Give every line back verbatim, dropping all images.

* BEGIN *

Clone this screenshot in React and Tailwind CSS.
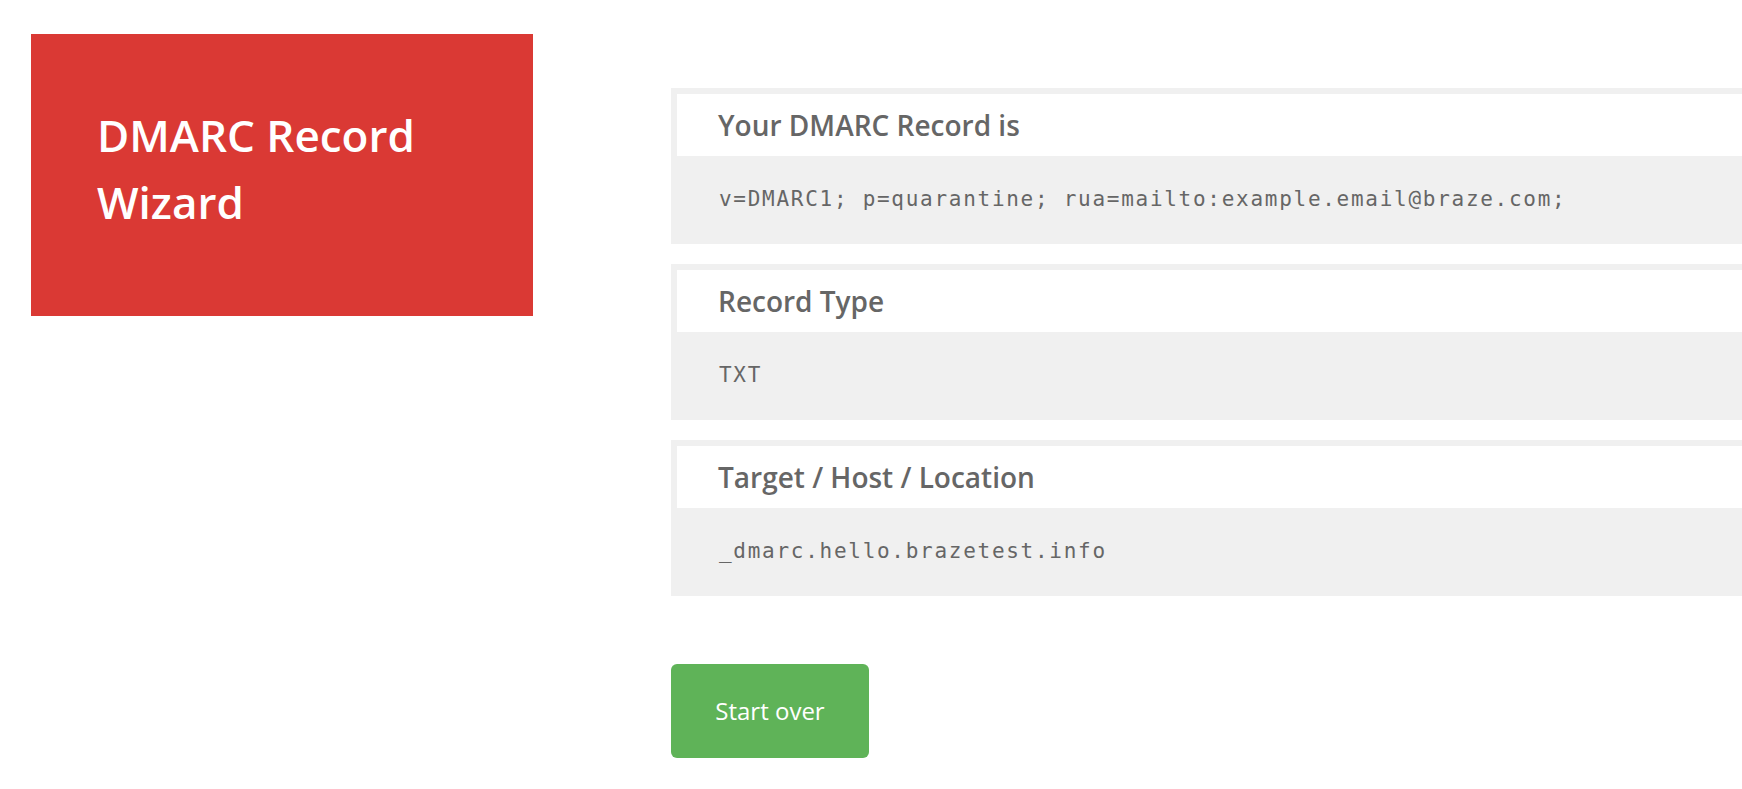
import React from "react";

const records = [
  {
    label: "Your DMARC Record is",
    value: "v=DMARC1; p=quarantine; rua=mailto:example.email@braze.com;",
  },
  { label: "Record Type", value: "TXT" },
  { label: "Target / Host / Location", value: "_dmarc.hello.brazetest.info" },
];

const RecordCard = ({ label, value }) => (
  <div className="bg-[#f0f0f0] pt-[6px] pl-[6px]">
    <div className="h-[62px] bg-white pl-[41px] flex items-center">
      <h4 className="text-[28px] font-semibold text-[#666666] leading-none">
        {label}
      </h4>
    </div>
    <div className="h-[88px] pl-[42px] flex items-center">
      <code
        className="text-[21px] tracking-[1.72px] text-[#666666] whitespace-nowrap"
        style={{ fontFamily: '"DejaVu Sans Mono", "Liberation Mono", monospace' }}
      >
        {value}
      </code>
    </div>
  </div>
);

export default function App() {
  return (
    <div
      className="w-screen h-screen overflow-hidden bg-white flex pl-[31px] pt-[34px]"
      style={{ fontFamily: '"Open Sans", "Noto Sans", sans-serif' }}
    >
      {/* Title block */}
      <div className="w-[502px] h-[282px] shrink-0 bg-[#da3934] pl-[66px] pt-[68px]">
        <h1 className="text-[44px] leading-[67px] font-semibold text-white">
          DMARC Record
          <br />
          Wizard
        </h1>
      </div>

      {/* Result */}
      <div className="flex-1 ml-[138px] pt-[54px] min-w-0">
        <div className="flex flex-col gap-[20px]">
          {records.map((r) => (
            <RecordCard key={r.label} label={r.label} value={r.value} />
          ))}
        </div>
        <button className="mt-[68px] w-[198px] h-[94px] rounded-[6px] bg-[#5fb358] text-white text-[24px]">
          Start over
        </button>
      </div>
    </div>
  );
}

* END *

:: The result ::
Clone this screenshot in React and Tailwind CSS.
import React from "react";

const records = [
  {
    label: "Your DMARC Record is",
    value: "v=DMARC1; p=quarantine; rua=mailto:example.email@braze.com;",
  },
  { label: "Record Type", value: "TXT" },
  { label: "Target / Host / Location", value: "_dmarc.hello.brazetest.info" },
];

const RecordCard = ({ label, value }) => (
  <div className="bg-[#f0f0f0] pt-[6px] pl-[6px]">
    <div className="h-[62px] bg-white pl-[41px] flex items-center">
      <h4 className="text-[28px] font-semibold text-[#666666] leading-none">
        {label}
      </h4>
    </div>
    <div className="h-[88px] pl-[42px] flex items-center">
      <code
        className="text-[21px] tracking-[1.72px] text-[#666666] whitespace-nowrap"
        style={{ fontFamily: '"DejaVu Sans Mono", "Liberation Mono", monospace' }}
      >
        {value}
      </code>
    </div>
  </div>
);

export default function App() {
  return (
    <div
      className="w-screen h-screen overflow-hidden bg-white flex pl-[31px] pt-[34px]"
      style={{ fontFamily: '"Open Sans", "Noto Sans", sans-serif' }}
    >
      {/* Title block */}
      <div className="w-[502px] h-[282px] shrink-0 bg-[#da3934] pl-[66px] pt-[68px]">
        <h1 className="text-[44px] leading-[67px] font-semibold text-white">
          DMARC Record
          <br />
          Wizard
        </h1>
      </div>

      {/* Result */}
      <div className="flex-1 ml-[138px] pt-[54px] min-w-0">
        <div className="flex flex-col gap-[20px]">
          {records.map((r) => (
            <RecordCard key={r.label} label={r.label} value={r.value} />
          ))}
        </div>
        <button className="mt-[68px] w-[198px] h-[94px] rounded-[6px] bg-[#5fb358] text-white text-[24px]">
          Start over
        </button>
      </div>
    </div>
  );
}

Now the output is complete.